Quote each line of the material verbatim, without the pictures.

◆ **Material**:
* * * * * * *
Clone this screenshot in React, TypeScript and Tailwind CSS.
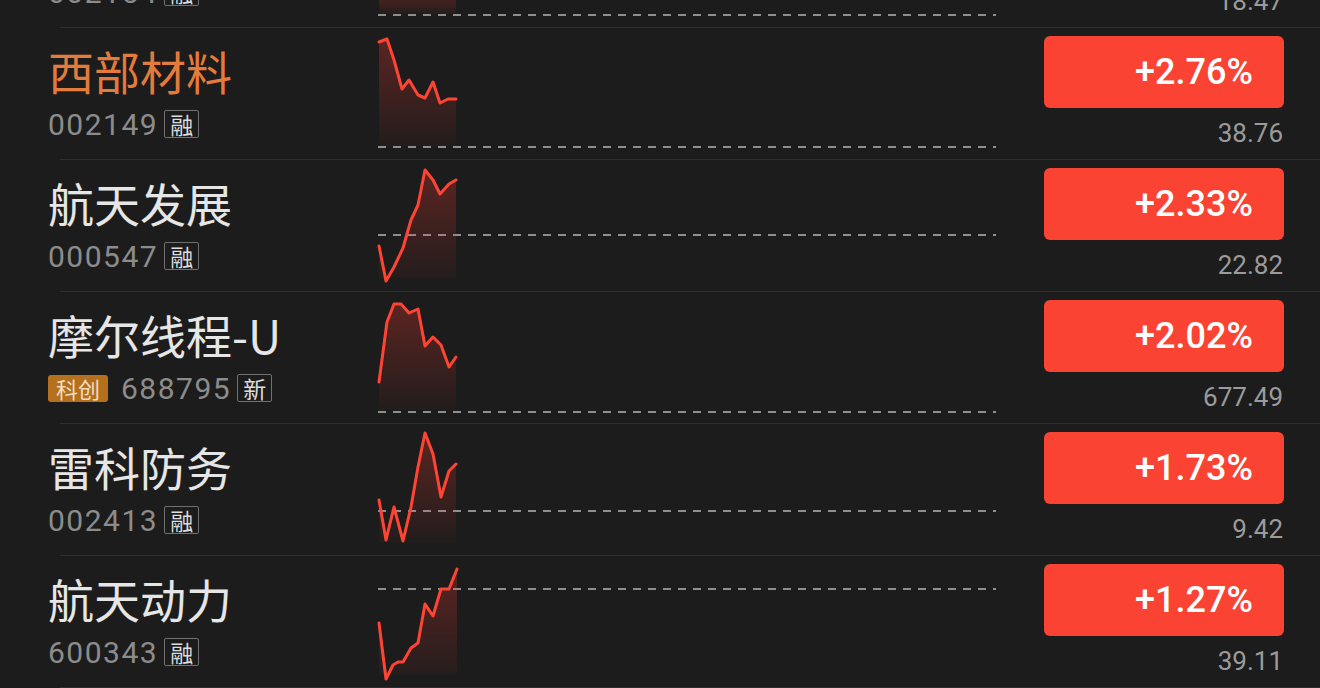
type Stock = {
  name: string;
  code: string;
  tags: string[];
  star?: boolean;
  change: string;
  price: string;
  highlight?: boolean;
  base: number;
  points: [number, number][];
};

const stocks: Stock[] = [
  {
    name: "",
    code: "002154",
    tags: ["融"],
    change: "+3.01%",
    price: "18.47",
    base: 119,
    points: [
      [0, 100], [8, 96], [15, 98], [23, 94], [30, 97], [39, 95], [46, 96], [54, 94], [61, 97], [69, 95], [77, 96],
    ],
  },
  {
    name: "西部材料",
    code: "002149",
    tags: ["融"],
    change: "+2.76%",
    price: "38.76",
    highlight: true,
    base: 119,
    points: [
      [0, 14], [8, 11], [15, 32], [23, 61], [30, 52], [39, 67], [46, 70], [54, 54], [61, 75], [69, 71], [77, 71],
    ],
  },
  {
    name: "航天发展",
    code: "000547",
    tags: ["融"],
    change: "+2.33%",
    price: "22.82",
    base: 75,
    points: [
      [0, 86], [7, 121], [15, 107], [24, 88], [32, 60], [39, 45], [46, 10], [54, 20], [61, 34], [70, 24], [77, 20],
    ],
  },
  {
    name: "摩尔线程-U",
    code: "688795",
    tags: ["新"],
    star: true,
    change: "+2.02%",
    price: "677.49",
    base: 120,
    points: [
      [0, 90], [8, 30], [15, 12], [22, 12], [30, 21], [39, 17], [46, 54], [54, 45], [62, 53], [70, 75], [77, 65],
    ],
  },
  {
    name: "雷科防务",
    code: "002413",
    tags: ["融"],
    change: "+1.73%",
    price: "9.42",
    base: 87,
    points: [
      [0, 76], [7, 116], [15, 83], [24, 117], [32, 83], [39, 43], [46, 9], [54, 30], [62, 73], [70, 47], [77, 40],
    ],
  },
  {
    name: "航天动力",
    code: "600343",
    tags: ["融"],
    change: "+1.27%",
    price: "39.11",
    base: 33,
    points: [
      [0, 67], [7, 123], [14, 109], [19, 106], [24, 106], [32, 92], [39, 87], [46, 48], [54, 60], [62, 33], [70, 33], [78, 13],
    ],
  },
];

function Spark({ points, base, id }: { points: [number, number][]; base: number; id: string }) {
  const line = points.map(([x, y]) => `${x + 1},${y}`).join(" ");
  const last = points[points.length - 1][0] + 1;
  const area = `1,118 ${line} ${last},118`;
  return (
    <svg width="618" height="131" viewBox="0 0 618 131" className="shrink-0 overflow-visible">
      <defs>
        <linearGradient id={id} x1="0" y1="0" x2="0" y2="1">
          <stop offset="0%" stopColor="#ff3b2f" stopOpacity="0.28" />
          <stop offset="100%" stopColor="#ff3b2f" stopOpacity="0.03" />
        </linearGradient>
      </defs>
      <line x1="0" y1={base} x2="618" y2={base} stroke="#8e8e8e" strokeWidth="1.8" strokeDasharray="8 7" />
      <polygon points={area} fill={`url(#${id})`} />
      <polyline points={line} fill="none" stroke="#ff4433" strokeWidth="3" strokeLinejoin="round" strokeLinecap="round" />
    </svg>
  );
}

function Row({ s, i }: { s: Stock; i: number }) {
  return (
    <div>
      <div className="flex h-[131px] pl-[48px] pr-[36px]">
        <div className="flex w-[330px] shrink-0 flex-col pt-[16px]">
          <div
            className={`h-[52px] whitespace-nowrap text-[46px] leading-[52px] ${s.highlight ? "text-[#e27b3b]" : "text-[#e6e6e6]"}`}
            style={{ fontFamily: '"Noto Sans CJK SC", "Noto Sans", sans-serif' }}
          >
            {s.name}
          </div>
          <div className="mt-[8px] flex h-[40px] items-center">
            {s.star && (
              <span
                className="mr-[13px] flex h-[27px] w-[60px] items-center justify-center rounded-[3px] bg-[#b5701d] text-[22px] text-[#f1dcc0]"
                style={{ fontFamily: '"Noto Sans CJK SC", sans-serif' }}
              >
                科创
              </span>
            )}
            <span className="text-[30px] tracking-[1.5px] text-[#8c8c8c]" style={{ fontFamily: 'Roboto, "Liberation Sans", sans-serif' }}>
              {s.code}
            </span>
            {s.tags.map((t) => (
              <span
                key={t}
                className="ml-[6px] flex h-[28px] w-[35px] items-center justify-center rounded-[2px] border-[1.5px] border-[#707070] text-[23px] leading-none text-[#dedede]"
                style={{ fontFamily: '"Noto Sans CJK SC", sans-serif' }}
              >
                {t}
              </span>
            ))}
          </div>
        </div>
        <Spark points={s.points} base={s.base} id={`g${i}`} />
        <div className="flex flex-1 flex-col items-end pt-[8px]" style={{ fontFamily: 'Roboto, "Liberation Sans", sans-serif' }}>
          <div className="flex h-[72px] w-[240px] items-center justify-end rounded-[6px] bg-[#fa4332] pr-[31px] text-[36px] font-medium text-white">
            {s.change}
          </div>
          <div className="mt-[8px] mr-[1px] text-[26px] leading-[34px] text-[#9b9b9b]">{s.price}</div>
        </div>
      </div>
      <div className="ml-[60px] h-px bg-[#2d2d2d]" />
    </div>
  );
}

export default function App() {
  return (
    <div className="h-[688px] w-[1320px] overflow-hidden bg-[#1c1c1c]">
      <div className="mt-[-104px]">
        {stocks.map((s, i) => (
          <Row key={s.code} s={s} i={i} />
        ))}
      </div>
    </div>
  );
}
* * * * * * *
◆ **Final result**:
Clone this screenshot in React, TypeScript and Tailwind CSS.
type Stock = {
  name: string;
  code: string;
  tags: string[];
  star?: boolean;
  change: string;
  price: string;
  highlight?: boolean;
  base: number;
  points: [number, number][];
};

const stocks: Stock[] = [
  {
    name: "",
    code: "002154",
    tags: ["融"],
    change: "+3.01%",
    price: "18.47",
    base: 119,
    points: [
      [0, 100], [8, 96], [15, 98], [23, 94], [30, 97], [39, 95], [46, 96], [54, 94], [61, 97], [69, 95], [77, 96],
    ],
  },
  {
    name: "西部材料",
    code: "002149",
    tags: ["融"],
    change: "+2.76%",
    price: "38.76",
    highlight: true,
    base: 119,
    points: [
      [0, 14], [8, 11], [15, 32], [23, 61], [30, 52], [39, 67], [46, 70], [54, 54], [61, 75], [69, 71], [77, 71],
    ],
  },
  {
    name: "航天发展",
    code: "000547",
    tags: ["融"],
    change: "+2.33%",
    price: "22.82",
    base: 75,
    points: [
      [0, 86], [7, 121], [15, 107], [24, 88], [32, 60], [39, 45], [46, 10], [54, 20], [61, 34], [70, 24], [77, 20],
    ],
  },
  {
    name: "摩尔线程-U",
    code: "688795",
    tags: ["新"],
    star: true,
    change: "+2.02%",
    price: "677.49",
    base: 120,
    points: [
      [0, 90], [8, 30], [15, 12], [22, 12], [30, 21], [39, 17], [46, 54], [54, 45], [62, 53], [70, 75], [77, 65],
    ],
  },
  {
    name: "雷科防务",
    code: "002413",
    tags: ["融"],
    change: "+1.73%",
    price: "9.42",
    base: 87,
    points: [
      [0, 76], [7, 116], [15, 83], [24, 117], [32, 83], [39, 43], [46, 9], [54, 30], [62, 73], [70, 47], [77, 40],
    ],
  },
  {
    name: "航天动力",
    code: "600343",
    tags: ["融"],
    change: "+1.27%",
    price: "39.11",
    base: 33,
    points: [
      [0, 67], [7, 123], [14, 109], [19, 106], [24, 106], [32, 92], [39, 87], [46, 48], [54, 60], [62, 33], [70, 33], [78, 13],
    ],
  },
];

function Spark({ points, base, id }: { points: [number, number][]; base: number; id: string }) {
  const line = points.map(([x, y]) => `${x + 1},${y}`).join(" ");
  const last = points[points.length - 1][0] + 1;
  const area = `1,118 ${line} ${last},118`;
  return (
    <svg width="618" height="131" viewBox="0 0 618 131" className="shrink-0 overflow-visible">
      <defs>
        <linearGradient id={id} x1="0" y1="0" x2="0" y2="1">
          <stop offset="0%" stopColor="#ff3b2f" stopOpacity="0.28" />
          <stop offset="100%" stopColor="#ff3b2f" stopOpacity="0.03" />
        </linearGradient>
      </defs>
      <line x1="0" y1={base} x2="618" y2={base} stroke="#8e8e8e" strokeWidth="1.8" strokeDasharray="8 7" />
      <polygon points={area} fill={`url(#${id})`} />
      <polyline points={line} fill="none" stroke="#ff4433" strokeWidth="3" strokeLinejoin="round" strokeLinecap="round" />
    </svg>
  );
}

function Row({ s, i }: { s: Stock; i: number }) {
  return (
    <div>
      <div className="flex h-[131px] pl-[48px] pr-[36px]">
        <div className="flex w-[330px] shrink-0 flex-col pt-[16px]">
          <div
            className={`h-[52px] whitespace-nowrap text-[46px] leading-[52px] ${s.highlight ? "text-[#e27b3b]" : "text-[#e6e6e6]"}`}
            style={{ fontFamily: '"Noto Sans CJK SC", "Noto Sans", sans-serif' }}
          >
            {s.name}
          </div>
          <div className="mt-[8px] flex h-[40px] items-center">
            {s.star && (
              <span
                className="mr-[13px] flex h-[27px] w-[60px] items-center justify-center rounded-[3px] bg-[#b5701d] text-[22px] text-[#f1dcc0]"
                style={{ fontFamily: '"Noto Sans CJK SC", sans-serif' }}
              >
                科创
              </span>
            )}
            <span className="text-[30px] tracking-[1.5px] text-[#8c8c8c]" style={{ fontFamily: 'Roboto, "Liberation Sans", sans-serif' }}>
              {s.code}
            </span>
            {s.tags.map((t) => (
              <span
                key={t}
                className="ml-[6px] flex h-[28px] w-[35px] items-center justify-center rounded-[2px] border-[1.5px] border-[#707070] text-[23px] leading-none text-[#dedede]"
                style={{ fontFamily: '"Noto Sans CJK SC", sans-serif' }}
              >
                {t}
              </span>
            ))}
          </div>
        </div>
        <Spark points={s.points} base={s.base} id={`g${i}`} />
        <div className="flex flex-1 flex-col items-end pt-[8px]" style={{ fontFamily: 'Roboto, "Liberation Sans", sans-serif' }}>
          <div className="flex h-[72px] w-[240px] items-center justify-end rounded-[6px] bg-[#fa4332] pr-[31px] text-[36px] font-medium text-white">
            {s.change}
          </div>
          <div className="mt-[8px] mr-[1px] text-[26px] leading-[34px] text-[#9b9b9b]">{s.price}</div>
        </div>
      </div>
      <div className="ml-[60px] h-px bg-[#2d2d2d]" />
    </div>
  );
}

export default function App() {
  return (
    <div className="h-[688px] w-[1320px] overflow-hidden bg-[#1c1c1c]">
      <div className="mt-[-104px]">
        {stocks.map((s, i) => (
          <Row key={s.code} s={s} i={i} />
        ))}
      </div>
    </div>
  );
}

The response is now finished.